I called the adoption agency and cried as I told them I changed my mind. I knew that this meant the precious couple I had chosen, would have to wait longer now. I wanted this couple to experience parenthood almost as much as I couldn’t let my son go. The agency reassured me that I did not need to feel guilty and this couple had not been informed of possibly getting my son.

That gave me some comfort.

The women at the crisis pregnancy center, family, and close friends rallied together to help me get the basic things I would need to leave the hospital — most importantly, a car seat.

Walking through the doors at the Women’s Resource Center was the catalyst for everything that had happened since I found out I was pregnant. There are some who ”stand for life” with picket signs and yelling because they see how desperate the need is to get through before this life is destroyed. I personally do not agree with this route but I understand the desperation.

Over the next three years, Michael and I went through a lot. Part of my commitment to being a good mother was to give my son a family that was whole and complete — not broken. In the midst of trying to make this happen, alongside finding out many things about a separate life Michael was living, I found out I was pregnant again.
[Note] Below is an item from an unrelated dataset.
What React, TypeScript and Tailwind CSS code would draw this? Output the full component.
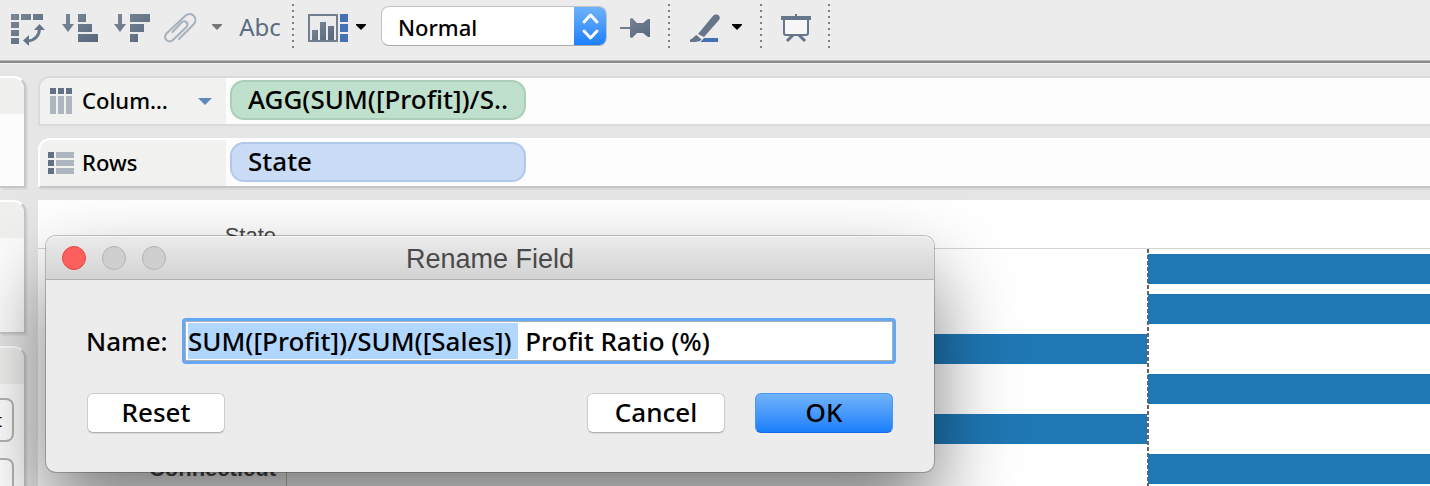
import { useEffect, useRef, useState } from 'react';
import type { ReactNode } from 'react';

const SLATE = '#667589';

function Separator() {
  return (
    <div
      aria-hidden="true"
      className="mx-1 h-11 w-0.5 shrink-0 bg-[repeating-linear-gradient(to_bottom,#808080_0px,#808080_2px,transparent_2px,transparent_6px)]"
    />
  );
}

function Tool({ label, x, w, children }: { label: string; x: number; w: number; children: ReactNode }) {
  return (
    <button type="button" aria-label={label} className="h-11 shrink-0">
      <svg width={w} height={44} viewBox={`${x} 4 ${w} 44`} fill={SLATE} aria-hidden="true">
        <defs>
          <linearGradient id="slate" x1="0" y1="0" x2="1" y2="1">
            <stop offset="0" stopColor="#7b8896" />
            <stop offset="1" stopColor="#57677d" />
          </linearGradient>
        </defs>
        {children}
      </svg>
    </button>
  );
}

function Toolbar() {
  return (
    <header className="shrink-0 border-b-2 border-[#8a8a8a] bg-[#ececec] shadow-[0_1px_0_#f0f0f0]">
      <div className="flex items-center border-b border-[#bcbcbc] pt-1 pb-3 pl-1">
        <Tool label="Swap rows and columns" x={4} w={50}>
          <path fill="url(#slate)" d="M11 14h8v6h-8zM21 14h10v6H21zM33 14h10v6H33zM11 22h8v6h-8zM11 30h8v6h-8zM11 38h8v6h-8z" />
          <path d="M28 41C36 40 39 36 39.500 29" fill="none" stroke={SLATE} strokeWidth="3" />
          <path d="M34 30h11l-5.500-6zM29 35v11l-6-5.500z" />
        </Tool>
        <Tool label="Sort ascending" x={54} w={52}>
          <path fill="url(#slate)" d="M66 14h4v10h4l-6 8-6-8h4zM78 14h8v8h-8zM78 24h14v8H78zM78 34h20v8H78z" />
        </Tool>
        <Tool label="Sort descending" x={106} w={52}>
          <path fill="url(#slate)" d="M118 14h4v10h4l-6 8-6-8h4zM130 14h20v8h-20zM130 24h14v8h-14zM130 34h8v8h-8z" />
        </Tool>
        <Tool label="Group members" x={158} w={46}>
          <path
            d="M179 39L193.500 24.500C199 18 191.500 10.500 185 16L166.500 33.500C162 39 169 44 173.500 39.500L186.500 27C189.500 23 184.500 19.500 181.500 22.500L172.500 32"
            fill="none"
            stroke="#a7b1bd"
            strokeWidth="2"
            strokeLinecap="round"
            strokeLinejoin="round"
          />
        </Tool>
        <Tool label="Group options" x={204} w={28}>
          <path d="M212 24h10v1l-5 5-5-5z" fill="#777776" />
        </Tool>
        <button type="button" className="h-11 w-14 shrink-0 pt-0.5 text-2xl text-[#5c6c82]">Abc</button>
        <Separator />
        <Tool label="Show mark labels" x={298} w={51}>
          <path d="M309 15h28v26h-28z" fill="none" stroke="#71808f" strokeWidth="2" />
          <path fill="url(#slate)" d="M312 30h6v10h-6zM320 22h6v18h-6zM328 26h6v14h-6z" />
          <path d="M340 14h8v8h-8zM340 24h8v8h-8zM340 34h8v8h-8z" fill="#4572b5" />
        </Tool>
        <Tool label="Show cards" x={349} w={24}>
          <path d="M356 24h10v1l-5 5-5-5z" fill="#000" />
        </Tool>
        <div className="relative mx-2 h-10 w-[226px] shrink-0 overflow-hidden rounded-lg border border-[#c3c3c3] border-b-[#a9a9a9] bg-white">
          <select aria-label="Fit" className="h-full w-full appearance-none pt-0.5 pl-4 text-[22px] font-medium text-black outline-none">
            <option>Normal</option>
          </select>
          <span className="pointer-events-none absolute -inset-y-px -right-px w-[33px] bg-linear-to-b from-[#6fb3f9] to-[#167efb]">
            <svg width="33" height="40" viewBox="0 0 33 40" fill="none" stroke="#fff" strokeWidth="3" aria-hidden="true">
              <path d="M10 16l6.500-7L23 16M10 25l6.500 7L23 25" strokeLinecap="round" strokeLinejoin="round" />
            </svg>
          </span>
        </div>
        <Tool label="Fix axes" x={615} w={49}>
          <path fill="url(#slate)" d="M620 27h10v-8l2-1 5 5h6l5-4h2v18h-2l-5-4h-6l-5 5-2-1v-8h-10z" />
        </Tool>
        <Separator />
        <Tool label="Highlight" x={674} w={52}>
          <path d="M698 34L712.500 16.500C716 12 722 16 719 20L704 37z" />
          <path d="M696.500 35l5 4.500c-1.500 2-4 2.500-11.500 2.500v-2.500c3-.5 4-3.500 6.500-4.500z" />
          <path d="M704 38h14v4h-17.500z" fill="#4572b5" />
        </Tool>
        <Tool label="Highlight options" x={726} w={30}>
          <path d="M732 24h10v1l-5 5-5-5z" fill="#000" />
        </Tool>
        <Separator />
        <Tool label="Presentation mode" x={766} w={58}>
          <path d="M784 19v14q0 2 2 2h20q2 0 2-2V19z" fill="#f7f7f7" stroke={SLATE} strokeWidth="2" />
          <path d="M781 16h14v-2h2v2h14v4h-30z" />
          <path d="M793 35l-6 6M799 35l6 6" stroke={SLATE} strokeWidth="3" />
        </Tool>
        <Separator />
      </div>
    </header>
  );
}

const cardBase =
  'w-[26px] shrink-0 rounded-tr-xl border-r-2 border-b-2 border-t-2 border-t-white border-r-[#c6c6c6] border-b-[#c6c6c6] bg-[#fcfcfc] shadow-[2px_2px_0_#dadada] overflow-hidden';

function SideCards() {
  return (
    <aside className="flex w-[38px] shrink-0 flex-col gap-3">
      <div className={`${cardBase} h-28`}>
        <div className="h-9 bg-[#f0f0ee]" />
      </div>
      <div className={`${cardBase} h-[134px]`}>
        <div className="h-9 bg-[#f0f0ee]" />
      </div>
      <div className={`${cardBase} h-44`}>
        <div className="h-9 bg-[#f0f0ee]" />
        <div className="mt-3.5 flex flex-col gap-4 pr-2.5">
          <div className="flex h-11 items-center justify-end rounded-r-lg border-2 border-l-0 border-[#b5b5b5] bg-white pr-2.5 text-lg">
            t
          </div>
          <div className="h-11 rounded-r-lg border-2 border-l-0 border-[#b5b5b5] bg-white" />
        </div>
      </div>
    </aside>
  );
}

function Shelf({ title, icon, arrow, outline, children }: { title: string; icon: ReactNode; arrow?: boolean; outline: string; children: ReactNode }) {
  return (
    <section className={`flex h-[50px] shrink-0 overflow-hidden rounded-tl-xl border-y-2 border-l-2 bg-[#fdfdfd] ${outline}`}>
      <div className="flex w-[186px] shrink-0 items-center bg-[#f1f1ef]">
        <svg width="42" height="46" viewBox="40 0 42 46" className="shrink-0" aria-hidden="true">
          {icon}
        </svg>
        <h2 className="grow pb-0.5 text-[22px] font-medium text-black">{title}</h2>
        {arrow && (
          <button type="button" aria-label={`${title} menu`} className="mr-3.5">
            <svg width="14" height="8" viewBox="0 0 14 8" aria-hidden="true">
              <path d="M0 1h14L7 8z" fill="#5f89b8" />
            </svg>
          </button>
        )}
      </div>
      <div className="flex grow items-start pt-0.5 pl-1">{children}</div>
    </section>
  );
}

const pill = 'flex h-10 w-[296px] items-center rounded-[14px] border-2 pb-0.5 pl-4 text-[26px] font-medium whitespace-nowrap text-black';

const bars = [
  { name: '', positive: true },
  { name: '', positive: true },
  { name: '', positive: false },
  { name: '', positive: true },
  { name: '', positive: false },
  { name: 'Connecticut', positive: true },
];

function Worksheet() {
  return (
    <section className="flex grow flex-col bg-white font-['Liberation_Sans',sans-serif] text-[22px] text-[#4b4b4b]">
      <div className="flex h-[49px] shrink-0 items-end border-b border-[#d4d4d4]">
        <div className="w-[248px] pr-2.5 text-right leading-6">State</div>
      </div>
      <div className="flex grow">
        <div className="flex w-[249px] shrink-0 flex-col border-r border-[#c8c8c8]">
          {bars.map((b, i) => (
            <div key={i} className="h-10 pr-2.5 text-right leading-10 font-bold">{b.name}</div>
          ))}
        </div>
        <div className="w-[860px] shrink-0">
          {bars.map((b, i) => (
            <div key={i} className="flex h-10 items-center">
              {!b.positive && <div className="h-[30px] grow bg-[#1f77b4]" />}
            </div>
          ))}
        </div>
        <div className="w-0.5 shrink-0 bg-[repeating-linear-gradient(to_bottom,#666_0px,#666_4px,transparent_4px,transparent_6px)]">
          {bars.map((b, i) => (
            <div key={i} className="flex h-10 items-center justify-end">
              {b.positive && <div className="h-[30px] w-px bg-[#1f77b4]" />}
            </div>
          ))}
        </div>
        <div className="grow">
          {bars.map((b, i) => (
            <div key={i} className="flex h-10 items-center">
              {b.positive && <div className="h-[30px] grow bg-[#1f77b4]" />}
            </div>
          ))}
        </div>
      </div>
    </section>
  );
}

const buttonBase = 'h-10 w-[138px] rounded-md border pb-0.5 text-[26px] leading-8 font-medium text-black';
const plainButton = `${buttonBase} border-[#cdcdcd] border-b-[#b0b0b0] bg-white shadow-[0_1px_1px_rgba(0,0,0,0.08)]`;

function RenameDialog() {
  const input = useRef<HTMLInputElement>(null);
  const [name, setName] = useState('SUM([Profit])/SUM([Sales])  Profit Ratio (%)');

  useEffect(() => {
    input.current?.focus();
    input.current?.setSelectionRange(0, 27);
  }, []);

  return (
    <div
      role="dialog"
      aria-labelledby="rename-title"
      className="absolute top-[236px] left-[46px] w-[888px] rounded-[10px] bg-[#ececec] shadow-[0_0_0_1px_rgba(0,0,0,0.22),0_40px_80px_rgba(0,0,0,0.52)]"
    >
      <div className="relative flex h-11 items-center justify-center rounded-t-[10px] border-b border-[#b1b1b1] bg-linear-to-b from-[#ebebeb] to-[#d3d3d3] shadow-[inset_0_1px_0_#f6f6f6]">
        <div className="absolute left-4 flex gap-4">
          <button type="button" aria-label="Close" className="size-6 rounded-full border border-[#e24640] bg-[#fd605c]" />
          <button type="button" aria-label="Minimize" disabled className="size-6 rounded-full border border-[#b3b3b3] bg-[#cfcfcf]" />
          <button type="button" aria-label="Zoom" disabled className="size-6 rounded-full border border-[#b3b3b3] bg-[#cfcfcf]" />
        </div>
        <h1 id="rename-title" className="pt-0.5 font-['Liberation_Sans',sans-serif] text-[27px] leading-9 text-[#4a4a4a]">Rename Field</h1>
      </div>
      <form className="pt-[38px] pr-[38px] pb-[39px] pl-10" onSubmit={(e) => e.preventDefault()}>
        <div className="flex items-center">
          <label htmlFor="field-name" className="w-24 shrink-0 text-[26px] font-medium text-black">Name:</label>
          <div className="grow rounded-sm bg-[#64a8f5] p-[3px]">
            <input
              ref={input}
              id="field-name"
              value={name}
              onChange={(e) => setName(e.target.value)}
              spellCheck={false}
              className="block h-10 w-full border border-[#a9aeb5] bg-white px-0.5 text-[26px] leading-8 font-medium text-black outline-none selection:bg-[#b2d7ff] selection:text-black"
            />
          </div>
        </div>
        <div className="mt-[29px] flex pr-[3px] pl-px">
          <button type="button" className={plainButton}>Reset</button>
          <button type="button" className={`${plainButton} ml-auto`}>Cancel</button>
          <button
            type="submit"
            className={`${buttonBase} ml-[30px] border-[#4c96f0] border-b-[#1569e8] bg-linear-to-b from-[#6fb3f9] to-[#167efb]`}
          >
            OK
          </button>
        </div>
      </form>
    </div>
  );
}

export default function App() {
  return (
    <div className="relative flex h-screen flex-col overflow-hidden bg-[#e6e6e6] font-['Noto_Sans',sans-serif]">
      <Toolbar />
      <div className="flex min-h-0 grow pt-[13px]">
        <SideCards />
        <main className="flex min-w-0 grow flex-col gap-3">
          <Shelf
            title="Colum…"
            arrow
            outline="border-[#dadada]"
            icon={
              <>
                <path d="M50 10h6v6h-6zM58 10h6v6h-6zM66 10h6v6h-6z" fill="#627085" />
                <path d="M50 18h6v18h-6zM58 18h6v18h-6zM66 18h6v18h-6z" fill="#adb5be" />
              </>
            }
          >
            <div className={`${pill} border-[#abceb9] bg-[#bfe0cc]`}>AGG(SUM([Profit])/S..</div>
          </Shelf>
          <Shelf
            title="Rows"
            outline="border-t-white border-l-white border-b-[#c6c6c6] shadow-[2px_2px_0_#dadada]"
            icon={
              <>
                <path d="M48 12h6v6h-6zM48 20h6v6h-6zM48 28h6v6h-6z" fill="#627085" />
                <path d="M56 12h18v6H56zM56 20h18v6H56zM56 28h18v6H56z" fill="#adb5be" />
              </>
            }
          >
            <div className={`${pill} border-[#b2c8ea] bg-[#cadbf5]`}>State</div>
          </Shelf>
          <Worksheet />
        </main>
      </div>
      <RenameDialog />
    </div>
  );
}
I already had a child. I was already on a tight budget. I was only 22. Already delayed in college. And now, I was very unsure about my future with Michael.

Regretfully, I am now divorced and raising the boys on my own but I’ve made it. Four more years later, here I am. I finished college in six years instead of four but I finished — and I am a second grade teacher now. I didn’t get to ”go off” to school. I had to stay in town where family was. I didn’t get to move out on my own right away. I had to wait tables and make money however I could. I have struggled financially and I am, to this very day, on one of the tightest budgets of anyone I know.

We don’t have cable TV and I’m a ”crazy couponer,” as my son says. We don’t eat out much or splurge on vacations but we enjoy simple things like beach days, making homemade pizzas together, and family movie nights at home. This is worth everything I have to give up. It’s worth the tight budget. It’s worth the stress. It’s worth the exhaustion at bedtime, the bags under my eyes, the social life I don’t have and the car that’s a mess.